Leave out the images and repeat the listing below without a single change.

== STORED DATA ==

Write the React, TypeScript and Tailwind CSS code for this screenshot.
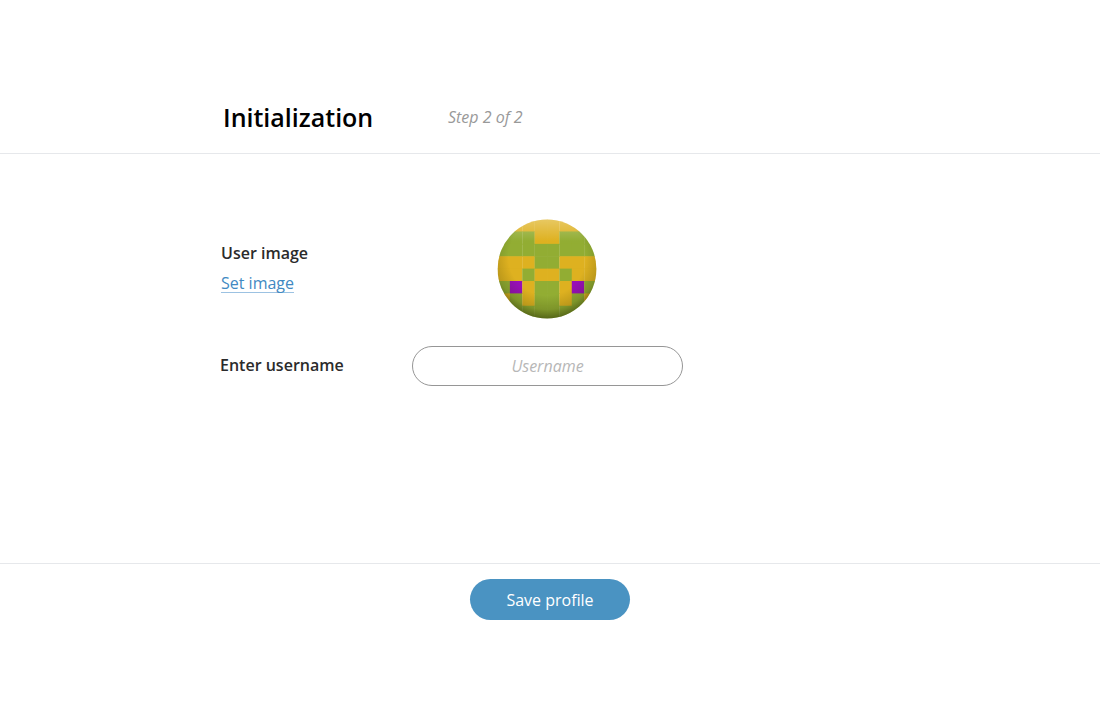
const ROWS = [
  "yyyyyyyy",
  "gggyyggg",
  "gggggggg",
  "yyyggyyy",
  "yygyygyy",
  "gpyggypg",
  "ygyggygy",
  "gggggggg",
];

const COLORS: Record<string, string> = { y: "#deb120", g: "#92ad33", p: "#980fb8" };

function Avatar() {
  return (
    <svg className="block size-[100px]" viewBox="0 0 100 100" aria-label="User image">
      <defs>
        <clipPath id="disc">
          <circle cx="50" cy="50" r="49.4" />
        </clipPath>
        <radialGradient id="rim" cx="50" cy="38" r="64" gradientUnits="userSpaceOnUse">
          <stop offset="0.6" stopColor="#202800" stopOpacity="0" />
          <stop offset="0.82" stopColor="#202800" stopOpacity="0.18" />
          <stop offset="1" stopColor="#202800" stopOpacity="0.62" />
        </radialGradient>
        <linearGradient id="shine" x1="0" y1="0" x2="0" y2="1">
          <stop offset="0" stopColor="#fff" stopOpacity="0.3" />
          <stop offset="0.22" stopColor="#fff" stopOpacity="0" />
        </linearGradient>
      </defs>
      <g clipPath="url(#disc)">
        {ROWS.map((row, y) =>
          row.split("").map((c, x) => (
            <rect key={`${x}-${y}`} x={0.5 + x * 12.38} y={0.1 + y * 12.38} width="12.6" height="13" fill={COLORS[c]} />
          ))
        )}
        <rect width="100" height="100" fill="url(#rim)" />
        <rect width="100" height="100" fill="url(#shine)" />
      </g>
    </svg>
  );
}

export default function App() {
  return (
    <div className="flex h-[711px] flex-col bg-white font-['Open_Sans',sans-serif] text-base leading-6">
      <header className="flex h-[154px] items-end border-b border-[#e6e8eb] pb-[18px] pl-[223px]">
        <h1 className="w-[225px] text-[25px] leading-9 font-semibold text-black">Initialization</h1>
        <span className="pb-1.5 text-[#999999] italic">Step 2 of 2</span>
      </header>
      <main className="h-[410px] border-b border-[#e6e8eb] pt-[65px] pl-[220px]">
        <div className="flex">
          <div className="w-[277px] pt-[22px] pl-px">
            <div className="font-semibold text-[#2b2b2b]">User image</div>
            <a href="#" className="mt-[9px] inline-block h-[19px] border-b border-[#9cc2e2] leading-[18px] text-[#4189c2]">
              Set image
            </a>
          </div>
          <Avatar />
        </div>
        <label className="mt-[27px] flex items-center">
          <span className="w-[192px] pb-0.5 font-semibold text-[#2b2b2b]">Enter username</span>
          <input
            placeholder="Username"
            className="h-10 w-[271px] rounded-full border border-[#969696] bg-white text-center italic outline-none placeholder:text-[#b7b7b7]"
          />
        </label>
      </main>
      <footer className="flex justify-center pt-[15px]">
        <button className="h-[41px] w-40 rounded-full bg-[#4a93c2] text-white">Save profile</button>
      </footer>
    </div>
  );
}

===

CORRECT OUTPUT
Write the React, TypeScript and Tailwind CSS code for this screenshot.
const ROWS = [
  "yyyyyyyy",
  "gggyyggg",
  "gggggggg",
  "yyyggyyy",
  "yygyygyy",
  "gpyggypg",
  "ygyggygy",
  "gggggggg",
];

const COLORS: Record<string, string> = { y: "#deb120", g: "#92ad33", p: "#980fb8" };

function Avatar() {
  return (
    <svg className="block size-[100px]" viewBox="0 0 100 100" aria-label="User image">
      <defs>
        <clipPath id="disc">
          <circle cx="50" cy="50" r="49.4" />
        </clipPath>
        <radialGradient id="rim" cx="50" cy="38" r="64" gradientUnits="userSpaceOnUse">
          <stop offset="0.6" stopColor="#202800" stopOpacity="0" />
          <stop offset="0.82" stopColor="#202800" stopOpacity="0.18" />
          <stop offset="1" stopColor="#202800" stopOpacity="0.62" />
        </radialGradient>
        <linearGradient id="shine" x1="0" y1="0" x2="0" y2="1">
          <stop offset="0" stopColor="#fff" stopOpacity="0.3" />
          <stop offset="0.22" stopColor="#fff" stopOpacity="0" />
        </linearGradient>
      </defs>
      <g clipPath="url(#disc)">
        {ROWS.map((row, y) =>
          row.split("").map((c, x) => (
            <rect key={`${x}-${y}`} x={0.5 + x * 12.38} y={0.1 + y * 12.38} width="12.6" height="13" fill={COLORS[c]} />
          ))
        )}
        <rect width="100" height="100" fill="url(#rim)" />
        <rect width="100" height="100" fill="url(#shine)" />
      </g>
    </svg>
  );
}

export default function App() {
  return (
    <div className="flex h-[711px] flex-col bg-white font-['Open_Sans',sans-serif] text-base leading-6">
      <header className="flex h-[154px] items-end border-b border-[#e6e8eb] pb-[18px] pl-[223px]">
        <h1 className="w-[225px] text-[25px] leading-9 font-semibold text-black">Initialization</h1>
        <span className="pb-1.5 text-[#999999] italic">Step 2 of 2</span>
      </header>
      <main className="h-[410px] border-b border-[#e6e8eb] pt-[65px] pl-[220px]">
        <div className="flex">
          <div className="w-[277px] pt-[22px] pl-px">
            <div className="font-semibold text-[#2b2b2b]">User image</div>
            <a href="#" className="mt-[9px] inline-block h-[19px] border-b border-[#9cc2e2] leading-[18px] text-[#4189c2]">
              Set image
            </a>
          </div>
          <Avatar />
        </div>
        <label className="mt-[27px] flex items-center">
          <span className="w-[192px] pb-0.5 font-semibold text-[#2b2b2b]">Enter username</span>
          <input
            placeholder="Username"
            className="h-10 w-[271px] rounded-full border border-[#969696] bg-white text-center italic outline-none placeholder:text-[#b7b7b7]"
          />
        </label>
      </main>
      <footer className="flex justify-center pt-[15px]">
        <button className="h-[41px] w-40 rounded-full bg-[#4a93c2] text-white">Save profile</button>
      </footer>
    </div>
  );
}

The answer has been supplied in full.